Exercise task: Return each line of the data below verbatim; pictures are to be left out.

Dataset content:
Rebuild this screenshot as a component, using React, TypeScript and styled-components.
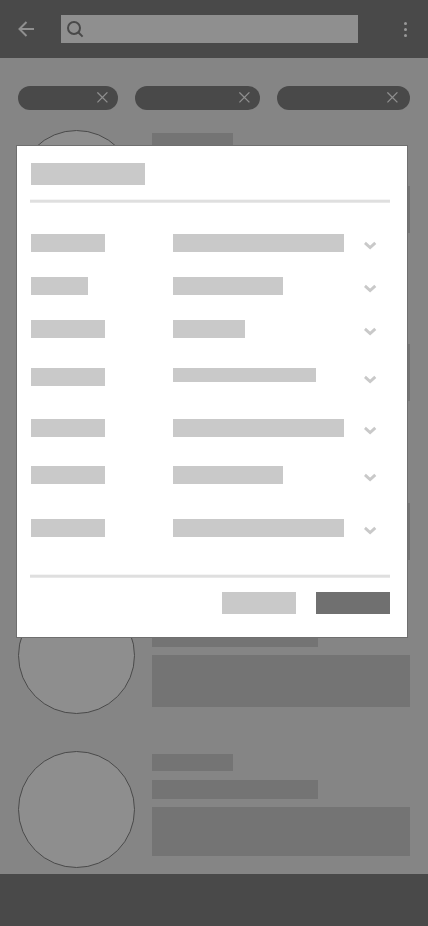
import React from "react";
import styled, { createGlobalStyle } from "styled-components";

const GlobalStyle = createGlobalStyle`
  *, *::before, *::after { box-sizing: border-box; }
  body { margin: 0; background: #858585; font-family: "Liberation Sans", sans-serif; }
  button { border: 0; padding: 0; background: none; }
  svg { display: block; }
`;

const Screen = styled.div`
  position: relative;
  display: flex;
  flex-direction: column;
  width: 428px;
  height: 926px;
  overflow: hidden;
  background: #858585;
`;

const Header = styled.header`
  display: flex;
  align-items: center;
  flex: none;
  height: 58px;
  padding: 0 18px;
  background: #494949;
`;

const IconButton = styled.button`
  flex: none;
  width: 16px;
  height: 16px;
`;

const SearchField = styled.div`
  display: flex;
  align-items: center;
  width: 297px;
  height: 28px;
  margin: 0 auto 0 27px;
  padding-left: 6px;
  background: #8f8f8f;
`;

const MoreButton = styled.button`
  width: 3px;
  height: 15px;
  margin: 1px 3px 0 0;
`;

const Chips = styled.div`
  display: flex;
  flex: none;
  gap: 17px;
  padding: 28px 18px 20px;
`;

const Chip = styled.div<{ $width: number; $inset?: number }>`
  display: flex;
  justify-content: flex-end;
  width: ${(p) => p.$width}px;
  height: 24px;
  padding: 6px ${(p) => p.$inset ?? 10}px 0 0;
  border-radius: 12px;
  background: #494949;
`;

const Feed = styled.main`
  flex: 1;
  min-height: 0;
  overflow: hidden;
  padding: 0 18px;
`;

const Card = styled.article<{ $height: number }>`
  display: flex;
  gap: 17px;
  height: ${(p) => p.$height}px;
`;

const Avatar = styled.div`
  flex: none;
  width: 117px;
  height: 117px;
  border: 1px solid #4a4a4a;
  border-radius: 50%;
  background: #8e8e8e;
`;

const Details = styled.div`
  display: flex;
  flex-direction: column;
  flex: 1;
  padding-top: 3px;
`;

const Name = styled.div`
  width: 81px;
  height: 17px;
  margin-bottom: 9px;
  background: #747474;
`;

const Subtitle = styled.div<{ $height: number }>`
  width: 166px;
  height: ${(p) => p.$height}px;
  margin-bottom: 8px;
  background: #747474;
`;

const Summary = styled.div<{ $height: number }>`
  height: ${(p) => p.$height}px;
  background: #747474;
`;

const BottomBar = styled.footer`
  flex: none;
  height: 52px;
  background: #494949;
`;

const Dialog = styled.section`
  position: absolute;
  top: 145px;
  left: 16px;
  width: 392px;
  height: 493px;
  padding: 17px 17px 0 13px;
  border: 1px solid #6f6f6f;
  background: #fff;
`;

const DialogTitle = styled.div`
  width: 114px;
  height: 22px;
  margin: 0 0 14px 1px;
  background: #c9c9c9;
`;

const Divider = styled.div`
  height: 4px;
  background: linear-gradient(#f5f5f5 1px, #dfdfdf 1px 3px, #e8e8e8 3px);
`;

const Fields = styled.div`
  height: 371px;
  padding: 31px 0 0 1px;
`;

const FieldRow = styled.div<{ $gap: number }>`
  display: grid;
  grid-template-columns: 142px 191px 13px;
  align-items: start;
  height: 18px;
  margin-bottom: ${(p) => p.$gap}px;
`;

const Label = styled.div<{ $width: number }>`
  width: ${(p) => p.$width}px;
  height: 18px;
  background: #c9c9c9;
`;

const Value = styled(Label)<{ $height: number }>`
  height: ${(p) => p.$height}px;
`;

const ChevronSlot = styled.div`
  padding-top: 7px;
`;

const Actions = styled.div`
  display: flex;
  justify-content: flex-end;
  gap: 20px;
  padding-top: 14px;
`;

const ActionButton = styled.button<{ $primary?: boolean }>`
  width: 74px;
  height: 22px;
  background: ${(p) => (p.$primary ? "#707070" : "#c9c9c9")};
`;

const BackIcon = () => (
  <svg width="16" height="16" viewBox="0 0 16 16" fill="none" stroke="#8f8f8f" strokeWidth="2">
    <path d="M16 8H1.5M8.5 1L1.5 8L8.5 15" />
  </svg>
);

const SearchIcon = () => (
  <svg width="17" height="17" viewBox="0 0 17 17" fill="none" stroke="#494949" strokeWidth="2">
    <circle cx="7" cy="7" r="6" />
    <path d="M11 11L15.6 15.6" />
  </svg>
);

const MoreIcon = () => (
  <svg width="3" height="15" viewBox="0 0 3 15" fill="#999">
    <circle cx="1.5" cy="1.5" r="1.5" />
    <circle cx="1.5" cy="7.5" r="1.5" />
    <circle cx="1.5" cy="13.5" r="1.5" />
  </svg>
);

const CloseIcon = () => (
  <svg width="11" height="11" viewBox="0 0 11 11" stroke="#8f8f8f" strokeWidth="1.3">
    <path d="M0.4 0.4L10.4 10.4M10.4 0.4L0.4 10.4" />
  </svg>
);

const ChevronIcon = () => (
  <svg width="13" height="9" viewBox="0 0 13 9" fill="none" stroke="#c9c9c9" strokeWidth="3">
    <path d="M0.9 1.9L6.1 6.5L11.3 1.9" />
  </svg>
);

const chips = [{ width: 100 }, { width: 125 }, { width: 133, inset: 12 }];

const cards = [
  { height: 156, subtitle: 19, summary: 47 },
  { height: 156, subtitle: 21, summary: 57 },
  { height: 155, subtitle: 24, summary: 57 },
  { height: 154, subtitle: 21, summary: 52 },
  { height: 123, subtitle: 19, summary: 49 },
];

const fields = [
  { label: 74, value: 171, gap: 25 },
  { label: 57, value: 110, gap: 25 },
  { label: 74, value: 72, gap: 30 },
  { label: 74, value: 143, valueHeight: 14, gap: 33 },
  { label: 74, value: 171, gap: 29 },
  { label: 74, value: 110, gap: 35 },
  { label: 74, value: 171, gap: 0 },
];

export default function App() {
  return (
    <>
      <GlobalStyle />
      <Screen>
        <Header>
          <IconButton aria-label="Back"><BackIcon /></IconButton>
          <SearchField role="search"><SearchIcon /></SearchField>
          <MoreButton aria-label="More"><MoreIcon /></MoreButton>
        </Header>
        <Chips>
          {chips.map((chip, i) => (
            <Chip key={i} $width={chip.width} $inset={chip.inset}><CloseIcon /></Chip>
          ))}
        </Chips>
        <Feed>
          {cards.map((card, i) => (
            <Card key={i} $height={card.height}>
              <Avatar />
              <Details>
                <Name />
                <Subtitle $height={card.subtitle} />
                <Summary $height={card.summary} />
              </Details>
            </Card>
          ))}
        </Feed>
        <BottomBar />
        <Dialog role="dialog">
          <DialogTitle />
          <Divider />
          <Fields>
            {fields.map((field, i) => (
              <FieldRow key={i} $gap={field.gap}>
                <Label $width={field.label} />
                <Value $width={field.value} $height={field.valueHeight ?? 18} />
                <ChevronSlot><ChevronIcon /></ChevronSlot>
              </FieldRow>
            ))}
          </Fields>
          <Divider />
          <Actions>
            <ActionButton aria-label="Cancel" />
            <ActionButton aria-label="Apply" $primary />
          </Actions>
        </Dialog>
      </Screen>
    </>
  );
}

Task solution:
Rebuild this screenshot as a component, using React, TypeScript and styled-components.
import React from "react";
import styled, { createGlobalStyle } from "styled-components";

const GlobalStyle = createGlobalStyle`
  *, *::before, *::after { box-sizing: border-box; }
  body { margin: 0; background: #858585; font-family: "Liberation Sans", sans-serif; }
  button { border: 0; padding: 0; background: none; }
  svg { display: block; }
`;

const Screen = styled.div`
  position: relative;
  display: flex;
  flex-direction: column;
  width: 428px;
  height: 926px;
  overflow: hidden;
  background: #858585;
`;

const Header = styled.header`
  display: flex;
  align-items: center;
  flex: none;
  height: 58px;
  padding: 0 18px;
  background: #494949;
`;

const IconButton = styled.button`
  flex: none;
  width: 16px;
  height: 16px;
`;

const SearchField = styled.div`
  display: flex;
  align-items: center;
  width: 297px;
  height: 28px;
  margin: 0 auto 0 27px;
  padding-left: 6px;
  background: #8f8f8f;
`;

const MoreButton = styled.button`
  width: 3px;
  height: 15px;
  margin: 1px 3px 0 0;
`;

const Chips = styled.div`
  display: flex;
  flex: none;
  gap: 17px;
  padding: 28px 18px 20px;
`;

const Chip = styled.div<{ $width: number; $inset?: number }>`
  display: flex;
  justify-content: flex-end;
  width: ${(p) => p.$width}px;
  height: 24px;
  padding: 6px ${(p) => p.$inset ?? 10}px 0 0;
  border-radius: 12px;
  background: #494949;
`;

const Feed = styled.main`
  flex: 1;
  min-height: 0;
  overflow: hidden;
  padding: 0 18px;
`;

const Card = styled.article<{ $height: number }>`
  display: flex;
  gap: 17px;
  height: ${(p) => p.$height}px;
`;

const Avatar = styled.div`
  flex: none;
  width: 117px;
  height: 117px;
  border: 1px solid #4a4a4a;
  border-radius: 50%;
  background: #8e8e8e;
`;

const Details = styled.div`
  display: flex;
  flex-direction: column;
  flex: 1;
  padding-top: 3px;
`;

const Name = styled.div`
  width: 81px;
  height: 17px;
  margin-bottom: 9px;
  background: #747474;
`;

const Subtitle = styled.div<{ $height: number }>`
  width: 166px;
  height: ${(p) => p.$height}px;
  margin-bottom: 8px;
  background: #747474;
`;

const Summary = styled.div<{ $height: number }>`
  height: ${(p) => p.$height}px;
  background: #747474;
`;

const BottomBar = styled.footer`
  flex: none;
  height: 52px;
  background: #494949;
`;

const Dialog = styled.section`
  position: absolute;
  top: 145px;
  left: 16px;
  width: 392px;
  height: 493px;
  padding: 17px 17px 0 13px;
  border: 1px solid #6f6f6f;
  background: #fff;
`;

const DialogTitle = styled.div`
  width: 114px;
  height: 22px;
  margin: 0 0 14px 1px;
  background: #c9c9c9;
`;

const Divider = styled.div`
  height: 4px;
  background: linear-gradient(#f5f5f5 1px, #dfdfdf 1px 3px, #e8e8e8 3px);
`;

const Fields = styled.div`
  height: 371px;
  padding: 31px 0 0 1px;
`;

const FieldRow = styled.div<{ $gap: number }>`
  display: grid;
  grid-template-columns: 142px 191px 13px;
  align-items: start;
  height: 18px;
  margin-bottom: ${(p) => p.$gap}px;
`;

const Label = styled.div<{ $width: number }>`
  width: ${(p) => p.$width}px;
  height: 18px;
  background: #c9c9c9;
`;

const Value = styled(Label)<{ $height: number }>`
  height: ${(p) => p.$height}px;
`;

const ChevronSlot = styled.div`
  padding-top: 7px;
`;

const Actions = styled.div`
  display: flex;
  justify-content: flex-end;
  gap: 20px;
  padding-top: 14px;
`;

const ActionButton = styled.button<{ $primary?: boolean }>`
  width: 74px;
  height: 22px;
  background: ${(p) => (p.$primary ? "#707070" : "#c9c9c9")};
`;

const BackIcon = () => (
  <svg width="16" height="16" viewBox="0 0 16 16" fill="none" stroke="#8f8f8f" strokeWidth="2">
    <path d="M16 8H1.5M8.5 1L1.5 8L8.5 15" />
  </svg>
);

const SearchIcon = () => (
  <svg width="17" height="17" viewBox="0 0 17 17" fill="none" stroke="#494949" strokeWidth="2">
    <circle cx="7" cy="7" r="6" />
    <path d="M11 11L15.6 15.6" />
  </svg>
);

const MoreIcon = () => (
  <svg width="3" height="15" viewBox="0 0 3 15" fill="#999">
    <circle cx="1.5" cy="1.5" r="1.5" />
    <circle cx="1.5" cy="7.5" r="1.5" />
    <circle cx="1.5" cy="13.5" r="1.5" />
  </svg>
);

const CloseIcon = () => (
  <svg width="11" height="11" viewBox="0 0 11 11" stroke="#8f8f8f" strokeWidth="1.3">
    <path d="M0.4 0.4L10.4 10.4M10.4 0.4L0.4 10.4" />
  </svg>
);

const ChevronIcon = () => (
  <svg width="13" height="9" viewBox="0 0 13 9" fill="none" stroke="#c9c9c9" strokeWidth="3">
    <path d="M0.9 1.9L6.1 6.5L11.3 1.9" />
  </svg>
);

const chips = [{ width: 100 }, { width: 125 }, { width: 133, inset: 12 }];

const cards = [
  { height: 156, subtitle: 19, summary: 47 },
  { height: 156, subtitle: 21, summary: 57 },
  { height: 155, subtitle: 24, summary: 57 },
  { height: 154, subtitle: 21, summary: 52 },
  { height: 123, subtitle: 19, summary: 49 },
];

const fields = [
  { label: 74, value: 171, gap: 25 },
  { label: 57, value: 110, gap: 25 },
  { label: 74, value: 72, gap: 30 },
  { label: 74, value: 143, valueHeight: 14, gap: 33 },
  { label: 74, value: 171, gap: 29 },
  { label: 74, value: 110, gap: 35 },
  { label: 74, value: 171, gap: 0 },
];

export default function App() {
  return (
    <>
      <GlobalStyle />
      <Screen>
        <Header>
          <IconButton aria-label="Back"><BackIcon /></IconButton>
          <SearchField role="search"><SearchIcon /></SearchField>
          <MoreButton aria-label="More"><MoreIcon /></MoreButton>
        </Header>
        <Chips>
          {chips.map((chip, i) => (
            <Chip key={i} $width={chip.width} $inset={chip.inset}><CloseIcon /></Chip>
          ))}
        </Chips>
        <Feed>
          {cards.map((card, i) => (
            <Card key={i} $height={card.height}>
              <Avatar />
              <Details>
                <Name />
                <Subtitle $height={card.subtitle} />
                <Summary $height={card.summary} />
              </Details>
            </Card>
          ))}
        </Feed>
        <BottomBar />
        <Dialog role="dialog">
          <DialogTitle />
          <Divider />
          <Fields>
            {fields.map((field, i) => (
              <FieldRow key={i} $gap={field.gap}>
                <Label $width={field.label} />
                <Value $width={field.value} $height={field.valueHeight ?? 18} />
                <ChevronSlot><ChevronIcon /></ChevronSlot>
              </FieldRow>
            ))}
          </Fields>
          <Divider />
          <Actions>
            <ActionButton aria-label="Cancel" />
            <ActionButton aria-label="Apply" $primary />
          </Actions>
        </Dialog>
      </Screen>
    </>
  );
}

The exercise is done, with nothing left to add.